The report in Mint said the Ministry of Information and Broadcasting (MIB) now has exclusive authority over the framework governing how television ratings are measured and regulated. TRAI had been entrusted with oversight of TV ratings in 2012 during the UPA government’s tenure. TRAI is no longer mentioned in the relevant policy document, effectively vesting sole authority in the MIB.
The report said TRAI will continue to regulate other aspects of broadcasting, including channel pricing, advertising caps, interconnection and distribution norms, service quality and compliance standards. Its role in determining how ratings agencies track viewing behaviour has been withdrawn.
Television Rating Points (TRPs), which reflect viewership patterns, guide advertisers in deciding where to allocate spending across channels and time slots.
A government source quoted in the report said the ministry could modify TRAI’s decisions even when the regulator oversaw broadcasting.

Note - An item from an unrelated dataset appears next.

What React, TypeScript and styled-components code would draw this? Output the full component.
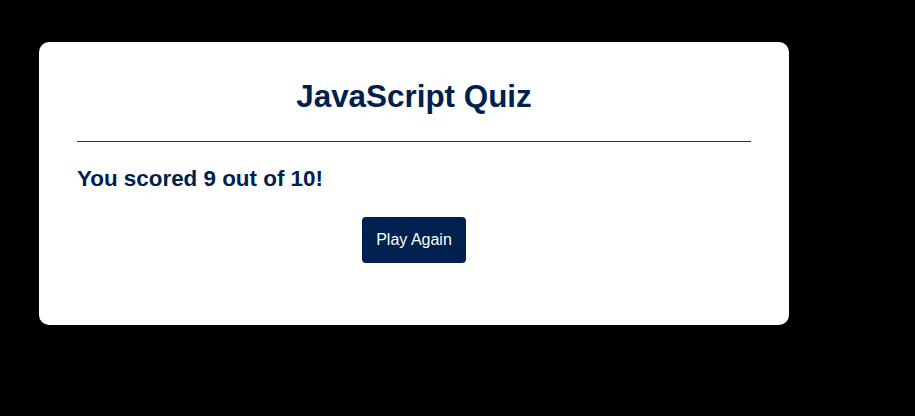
import React from "react";
import styled, { createGlobalStyle } from "styled-components";

const GlobalStyle = createGlobalStyle`
  html, body {
    margin: 0;
    padding: 0;
    background: #000000;
    font-family: "Liberation Sans", Arial, sans-serif;
  }
  * { box-sizing: border-box; }
`;

const Page = styled.div`
  min-height: 416px;
  padding: 42px 0 0 39px;
`;

const Card = styled.div`
  width: 750px;
  background: #ffffff;
  border-radius: 10px;
  padding: 36px 38px 62px;
  display: flex;
  flex-direction: column;
`;

const Title = styled.h1`
  margin: 0;
  font-size: 31.4px;
  line-height: 37px;
  font-weight: 700;
  text-align: center;
  color: #00204f;
`;

const Divider = styled.hr`
  margin: 26px 0 0;
  border: none;
  height: 1px;
  background: #333333;
`;

const Score = styled.h2`
  margin: 23px 0 0;
  font-size: 22.4px;
  line-height: 28px;
  font-weight: 700;
  color: #00204f;
`;

const ButtonRow = styled.div`
  display: flex;
  justify-content: center;
  margin-top: 24px;
`;

const Button = styled.button`
  height: 46px;
  padding: 0 14px;
  border: none;
  border-radius: 4px;
  background: #00204f;
  color: #ffffff;
  font-family: "Liberation Sans", Arial, sans-serif;
  font-size: 16px;
  cursor: pointer;
`;

export default function App() {
  return (
    <>
      <GlobalStyle />
      <Page>
        <Card>
          <Title>JavaScript Quiz</Title>
          <Divider />
          <Score>You scored 9 out of 10!</Score>
          <ButtonRow>
            <Button>Play Again</Button>
          </ButtonRow>
        </Card>
      </Page>
    </>
  );
}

A former CEO of Prasar Bharati told the newspaper that the MIB has historically regulated rating agencies through licensing and guidelines, and by holding them accountable under existing norms.
During its tenure overseeing ratings, TRAI had taken decisions affecting the broadcast sector, which included capping advertising time at 12 minutes per hour following complaints about excessive commercial breaks and it now remains unclear how these matters will be addressed under the revised arrangement.
Satya N. Gupta, former principal advisor at TRAI, was quoted as saying that merging regulatory functions with policy oversight and removing an independent regulator from the process was a retrograde step.
TRAI’s involvement in broadcasting had earlier attracted criticism as well. In 2012, its consultation paper on quantitative limits on television advertising was viewed by some as overlapping with the Advertising Standards Council of India’s code. Subsequent recommendations covering television audience measurement, ownership of news channels and issues such as paid news had also raised concerns among sections of the industry.
Television ratings have faced scrutiny in recent years, including during the controversy involving the Broadcast Audience Research Council (BARC), where officials of the ratings body were prosecuted over allegations of manipulation of viewership data.